Dataset content:
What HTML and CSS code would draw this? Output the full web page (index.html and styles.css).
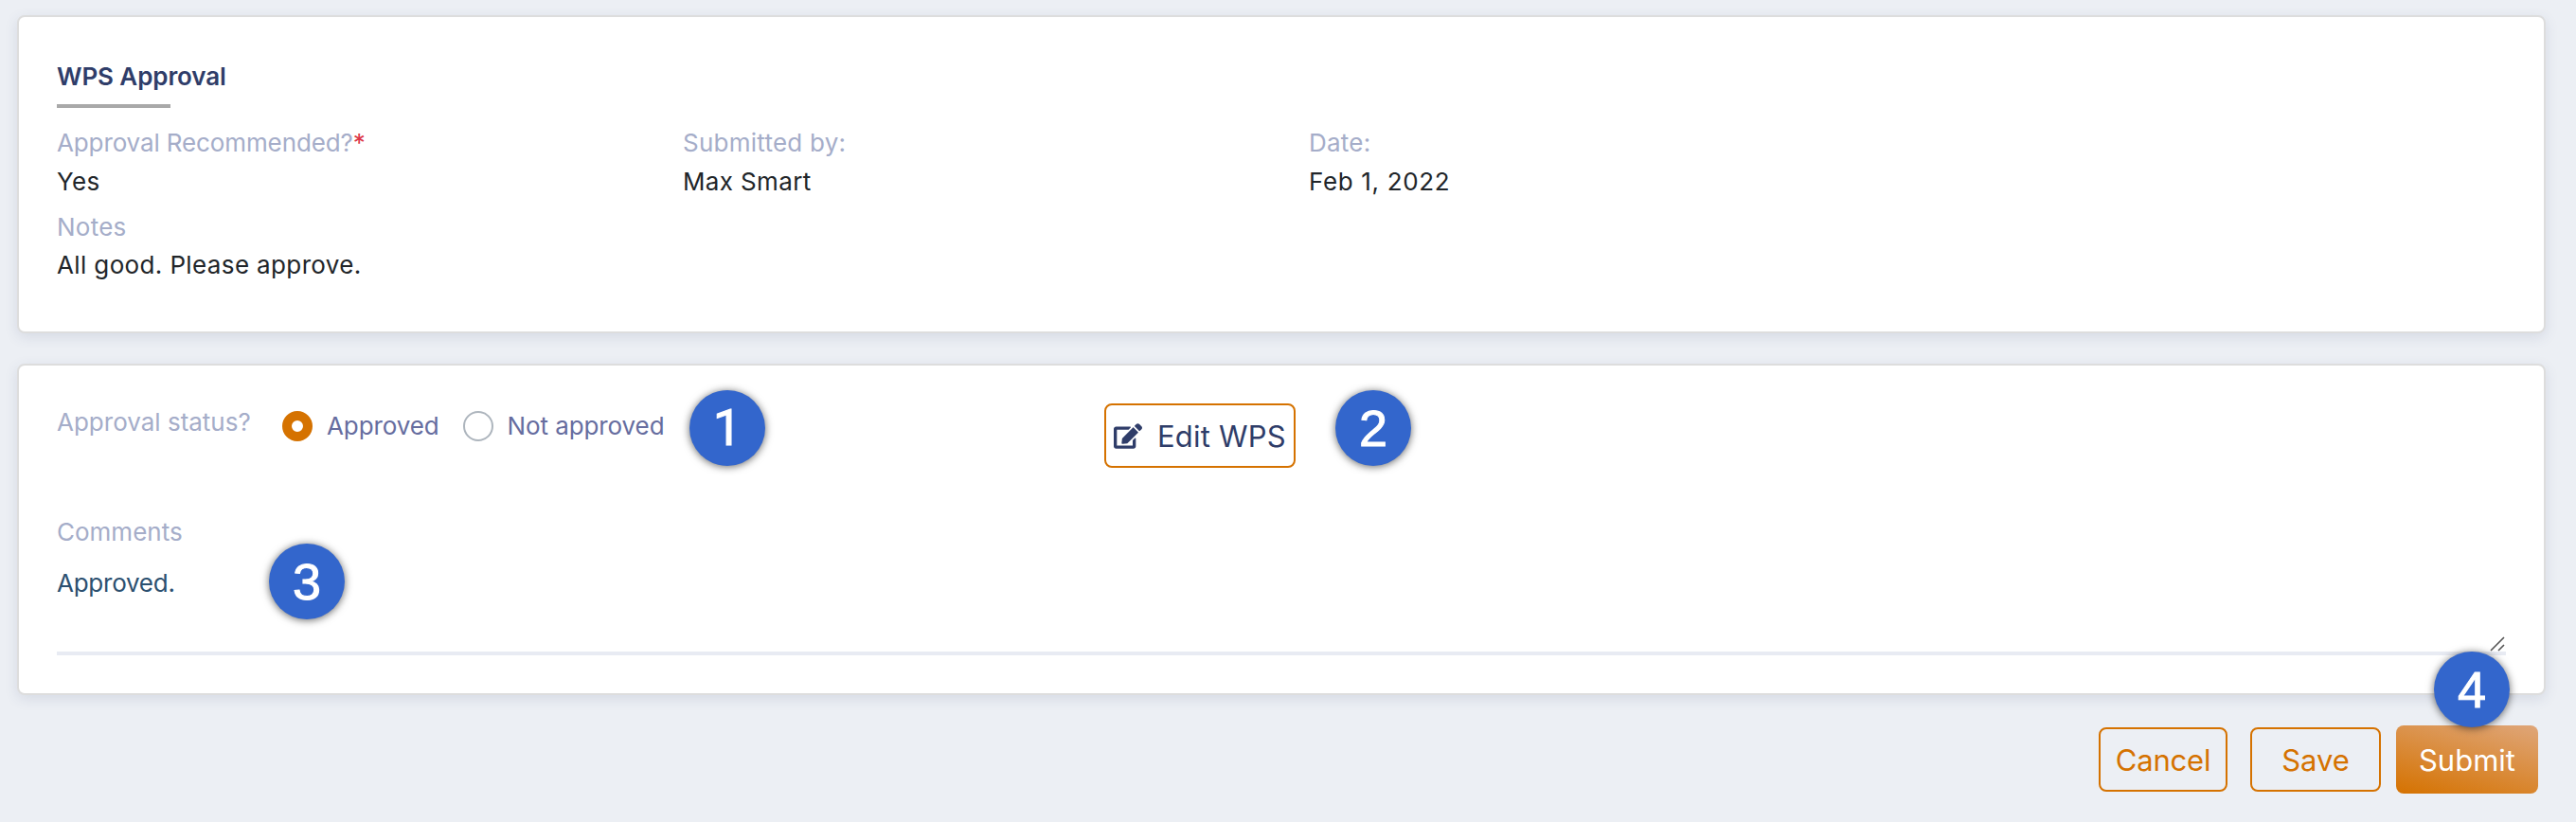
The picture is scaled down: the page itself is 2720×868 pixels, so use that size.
FILE: index.html
```html
<!DOCTYPE html>
<html lang="en">
<head>
    <meta charset="UTF-8">
    <meta name="viewport" content="width=device-width, initial-scale=1.0">
    <title>WPS Approval</title>
    <link rel="stylesheet" href="styles.css">
</head>
<body>
    <section class="card summary">
        <h2>WPS Approval</h2>
        <div class="fields">
            <div class="field recommended">
                <label>Approval Recommended?<span class="required">*</span></label>
                <p>Yes</p>
            </div>
            <div class="field">
                <label>Submitted by:</label>
                <p>Max Smart</p>
            </div>
            <div class="field date">
                <label>Date:</label>
                <p>Feb 1, 2022</p>
            </div>
        </div>
        <div class="field notes">
            <label>Notes</label>
            <p>All good. Please approve.</p>
        </div>
    </section>

    <section class="card review">
        <div class="status-row">
            <div class="status">
                <label class="status-label">Approval status?</label>
                <label class="option"><input type="radio" name="status" checked><span>Approved</span></label>
                <label class="option"><input type="radio" name="status"><span>Not approved</span></label>
            </div>
            <button class="btn edit-btn">
                <svg viewBox="0 0 576 512" width="30" height="27"><path fill="currentColor" d="M402.600 83.200l90.200 90.200c3.800 3.800 3.800 10 0 13.800L274.400 405.600l-92.800 10.300c-12.400 1.400-22.900-9.100-21.500-21.500l10.300-92.800L388.800 83.200c3.800-3.800 10-3.800 13.800 0zm162-22.900l-48.800-48.800c-15.200-15.200-39.900-15.200-55.200 0l-35.400 35.400c-3.800 3.800-3.800 10 0 13.800l90.200 90.200c3.800 3.800 10 3.800 13.800 0l35.400-35.400c15.200-15.300 15.200-40 0-55.200zM384 346.200V448H64V128h229.800c3.200 0 6.200-1.300 8.500-3.500l40-40c7.600-7.600 2.200-20.500-8.500-20.500H48C21.500 64 0 85.500 0 112v352c0 26.500 21.500 48 48 48h352c26.500 0 48-21.500 48-48V306.200c0-10.700-12.900-16-20.500-8.500l-40 40c-2.200 2.300-3.500 5.300-3.500 8.500z"/></svg>
                <span>Edit WPS</span>
            </button>
        </div>
        <div class="comments">
            <label>Comments</label>
            <div class="comment-box">
                Approved.
                <svg class="resize" width="16" height="16" viewBox="0 0 16 16"><path d="M1 15L15 1M9 15L15 9" stroke="#555" stroke-width="1.6" fill="none"/></svg>
            </div>
        </div>
    </section>

    <div class="actions">
        <button class="btn cancel">Cancel</button>
        <button class="btn save">Save</button>
        <button class="btn submit">Submit</button>
    </div>

    <span class="step step-1">1</span>
    <span class="step step-2">2</span>
    <span class="step step-3">3</span>
    <span class="step step-4">4</span>
</body>
</html>
```
FILE: styles.css
```css
* {
    box-sizing: border-box;
}
body {
    position: relative;
    margin: 0;
    padding: 16px 32px 0 18px;
    height: 868px;
    overflow: hidden;
    background: #eceff4;
    font-family: Inter, "Liberation Sans", sans-serif;
    font-size: 26px;
    line-height: 40px;
    color: #212529;
}
.card {
    background: #fff;
    border: 2px solid #ddd;
    border-radius: 8px;
    box-shadow: 0 4px 14px rgba(60, 75, 120, 0.13);
    padding: 0 40px;
}
.summary {
    height: 336px;
    padding-top: 43px;
}
.review {
    height: 350px;
    margin-top: 32px;
    padding-top: 40px;
}
h2 {
    margin: 0 0 17px;
    font-size: 26px;
    font-weight: 600;
    letter-spacing: -0.1px;
    color: #2f3d69;
}
h2::after {
    content: "";
    display: block;
    width: 120px;
    height: 4px;
    margin-top: 9px;
    background: #a9a9a9;
}
.fields {
    display: grid;
    grid-template-columns: 661px 661px 1fr;
}
label {
    color: #a5adc9;
}
.field label {
    display: block;
    letter-spacing: 0.25px;
}
.recommended label {
    letter-spacing: -0.12px;
}
.field p {
    margin: 0;
    line-height: 42px;
    letter-spacing: 0.37px;
}
.date p {
    letter-spacing: 0.65px;
}
.required {
    color: #dc3545;
}
.notes {
    margin-top: 7px;
}
.notes p {
    line-height: 40px;
}
.status-row {
    display: flex;
    align-items: flex-start;
    height: 116px;
}
.status {
    display: flex;
    width: 1106px;
}
.status-label {
    width: 238px;
}
.option {
    display: flex;
    align-items: center;
    gap: 15px;
    height: 40px;
    margin: 4px 25px 0 0;
    letter-spacing: -0.1px;
    color: #666d9f;
}
.option input {
    appearance: none;
    width: 32px;
    height: 32px;
    margin: 0;
    border: 2px solid #adb5bd;
    border-radius: 50%;
}
.option input:checked {
    border: 10px solid #d57200;
}
.btn {
    height: 68px;
    padding: 0;
    border: 2px solid #d57200;
    border-radius: 8px;
    background: none;
    font-family: inherit;
    font-size: 31px;
    color: #d57200;
}
.edit-btn {
    display: flex;
    align-items: center;
    gap: 16px;
    width: 202px;
    padding-left: 8px;
    letter-spacing: 0.2px;
    color: #2f3d69;
}
.comments label {
    display: block;
}
.comment-box {
    position: relative;
    height: 110px;
    padding-top: 14px;
    border-bottom: 4px solid #e8ebf3;
    letter-spacing: -0.25px;
    color: #2c5070;
}
.resize {
    position: absolute;
    right: 1px;
    bottom: 0;
}
.actions {
    display: flex;
    justify-content: flex-end;
    align-items: center;
    margin: 32px 8px 0 0;
}
.cancel {
    width: 136px;
    margin-right: 24px;
    letter-spacing: -0.2px;
}
.save {
    width: 138px;
    margin-right: 16px;
}
.submit {
    width: 150px;
    height: 72px;
    border: none;
    color: #fff;
    background: linear-gradient(15deg, #d57200, #dfa679);
}
/* numbered callouts over the form */
.step {
    position: absolute;
    width: 80px;
    height: 80px;
    border-radius: 50%;
    background: #3366cc;
    box-shadow: 0 1px 8px rgba(0, 0, 0, 0.6);
    font-family: "Liberation Sans", Arial, sans-serif;
    font-size: 54px;
    line-height: 80px;
    text-align: center;
    color: #fff;
    -webkit-text-stroke: 1px #fff;
}
.step-1 {
    left: 728px;
    top: 412px;
    font-family: Roboto, sans-serif;
}
.step-2 {
    left: 1410px;
    top: 412px;
}
.step-3 {
    left: 284px;
    top: 574px;
}
.step-4 {
    left: 2570px;
    top: 688px;
}
```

What the task requires: Go through the material above and print all of it exactly, except the pictures.

Response:
What HTML and CSS code would draw this? Output the full web page (index.html and styles.css).
The picture is scaled down: the page itself is 2720×868 pixels, so use that size.
FILE: index.html
```html
<!DOCTYPE html>
<html lang="en">
<head>
    <meta charset="UTF-8">
    <meta name="viewport" content="width=device-width, initial-scale=1.0">
    <title>WPS Approval</title>
    <link rel="stylesheet" href="styles.css">
</head>
<body>
    <section class="card summary">
        <h2>WPS Approval</h2>
        <div class="fields">
            <div class="field recommended">
                <label>Approval Recommended?<span class="required">*</span></label>
                <p>Yes</p>
            </div>
            <div class="field">
                <label>Submitted by:</label>
                <p>Max Smart</p>
            </div>
            <div class="field date">
                <label>Date:</label>
                <p>Feb 1, 2022</p>
            </div>
        </div>
        <div class="field notes">
            <label>Notes</label>
            <p>All good. Please approve.</p>
        </div>
    </section>

    <section class="card review">
        <div class="status-row">
            <div class="status">
                <label class="status-label">Approval status?</label>
                <label class="option"><input type="radio" name="status" checked><span>Approved</span></label>
                <label class="option"><input type="radio" name="status"><span>Not approved</span></label>
            </div>
            <button class="btn edit-btn">
                <svg viewBox="0 0 576 512" width="30" height="27"><path fill="currentColor" d="M402.600 83.200l90.200 90.200c3.800 3.800 3.800 10 0 13.800L274.400 405.600l-92.800 10.300c-12.400 1.400-22.900-9.100-21.500-21.500l10.300-92.800L388.800 83.200c3.800-3.800 10-3.800 13.800 0zm162-22.900l-48.800-48.800c-15.200-15.200-39.900-15.200-55.200 0l-35.400 35.400c-3.800 3.800-3.800 10 0 13.800l90.200 90.200c3.800 3.800 10 3.800 13.800 0l35.400-35.400c15.200-15.300 15.200-40 0-55.200zM384 346.200V448H64V128h229.800c3.200 0 6.200-1.300 8.500-3.500l40-40c7.600-7.600 2.200-20.500-8.500-20.500H48C21.500 64 0 85.500 0 112v352c0 26.500 21.500 48 48 48h352c26.500 0 48-21.500 48-48V306.200c0-10.700-12.900-16-20.500-8.500l-40 40c-2.200 2.300-3.500 5.300-3.500 8.500z"/></svg>
                <span>Edit WPS</span>
            </button>
        </div>
        <div class="comments">
            <label>Comments</label>
            <div class="comment-box">
                Approved.
                <svg class="resize" width="16" height="16" viewBox="0 0 16 16"><path d="M1 15L15 1M9 15L15 9" stroke="#555" stroke-width="1.6" fill="none"/></svg>
            </div>
        </div>
    </section>

    <div class="actions">
        <button class="btn cancel">Cancel</button>
        <button class="btn save">Save</button>
        <button class="btn submit">Submit</button>
    </div>

    <span class="step step-1">1</span>
    <span class="step step-2">2</span>
    <span class="step step-3">3</span>
    <span class="step step-4">4</span>
</body>
</html>
```
FILE: styles.css
```css
* {
    box-sizing: border-box;
}
body {
    position: relative;
    margin: 0;
    padding: 16px 32px 0 18px;
    height: 868px;
    overflow: hidden;
    background: #eceff4;
    font-family: Inter, "Liberation Sans", sans-serif;
    font-size: 26px;
    line-height: 40px;
    color: #212529;
}
.card {
    background: #fff;
    border: 2px solid #ddd;
    border-radius: 8px;
    box-shadow: 0 4px 14px rgba(60, 75, 120, 0.13);
    padding: 0 40px;
}
.summary {
    height: 336px;
    padding-top: 43px;
}
.review {
    height: 350px;
    margin-top: 32px;
    padding-top: 40px;
}
h2 {
    margin: 0 0 17px;
    font-size: 26px;
    font-weight: 600;
    letter-spacing: -0.1px;
    color: #2f3d69;
}
h2::after {
    content: "";
    display: block;
    width: 120px;
    height: 4px;
    margin-top: 9px;
    background: #a9a9a9;
}
.fields {
    display: grid;
    grid-template-columns: 661px 661px 1fr;
}
label {
    color: #a5adc9;
}
.field label {
    display: block;
    letter-spacing: 0.25px;
}
.recommended label {
    letter-spacing: -0.12px;
}
.field p {
    margin: 0;
    line-height: 42px;
    letter-spacing: 0.37px;
}
.date p {
    letter-spacing: 0.65px;
}
.required {
    color: #dc3545;
}
.notes {
    margin-top: 7px;
}
.notes p {
    line-height: 40px;
}
.status-row {
    display: flex;
    align-items: flex-start;
    height: 116px;
}
.status {
    display: flex;
    width: 1106px;
}
.status-label {
    width: 238px;
}
.option {
    display: flex;
    align-items: center;
    gap: 15px;
    height: 40px;
    margin: 4px 25px 0 0;
    letter-spacing: -0.1px;
    color: #666d9f;
}
.option input {
    appearance: none;
    width: 32px;
    height: 32px;
    margin: 0;
    border: 2px solid #adb5bd;
    border-radius: 50%;
}
.option input:checked {
    border: 10px solid #d57200;
}
.btn {
    height: 68px;
    padding: 0;
    border: 2px solid #d57200;
    border-radius: 8px;
    background: none;
    font-family: inherit;
    font-size: 31px;
    color: #d57200;
}
.edit-btn {
    display: flex;
    align-items: center;
    gap: 16px;
    width: 202px;
    padding-left: 8px;
    letter-spacing: 0.2px;
    color: #2f3d69;
}
.comments label {
    display: block;
}
.comment-box {
    position: relative;
    height: 110px;
    padding-top: 14px;
    border-bottom: 4px solid #e8ebf3;
    letter-spacing: -0.25px;
    color: #2c5070;
}
.resize {
    position: absolute;
    right: 1px;
    bottom: 0;
}
.actions {
    display: flex;
    justify-content: flex-end;
    align-items: center;
    margin: 32px 8px 0 0;
}
.cancel {
    width: 136px;
    margin-right: 24px;
    letter-spacing: -0.2px;
}
.save {
    width: 138px;
    margin-right: 16px;
}
.submit {
    width: 150px;
    height: 72px;
    border: none;
    color: #fff;
    background: linear-gradient(15deg, #d57200, #dfa679);
}
/* numbered callouts over the form */
.step {
    position: absolute;
    width: 80px;
    height: 80px;
    border-radius: 50%;
    background: #3366cc;
    box-shadow: 0 1px 8px rgba(0, 0, 0, 0.6);
    font-family: "Liberation Sans", Arial, sans-serif;
    font-size: 54px;
    line-height: 80px;
    text-align: center;
    color: #fff;
    -webkit-text-stroke: 1px #fff;
}
.step-1 {
    left: 728px;
    top: 412px;
    font-family: Roboto, sans-serif;
}
.step-2 {
    left: 1410px;
    top: 412px;
}
.step-3 {
    left: 284px;
    top: 574px;
}
.step-4 {
    left: 2570px;
    top: 688px;
}
```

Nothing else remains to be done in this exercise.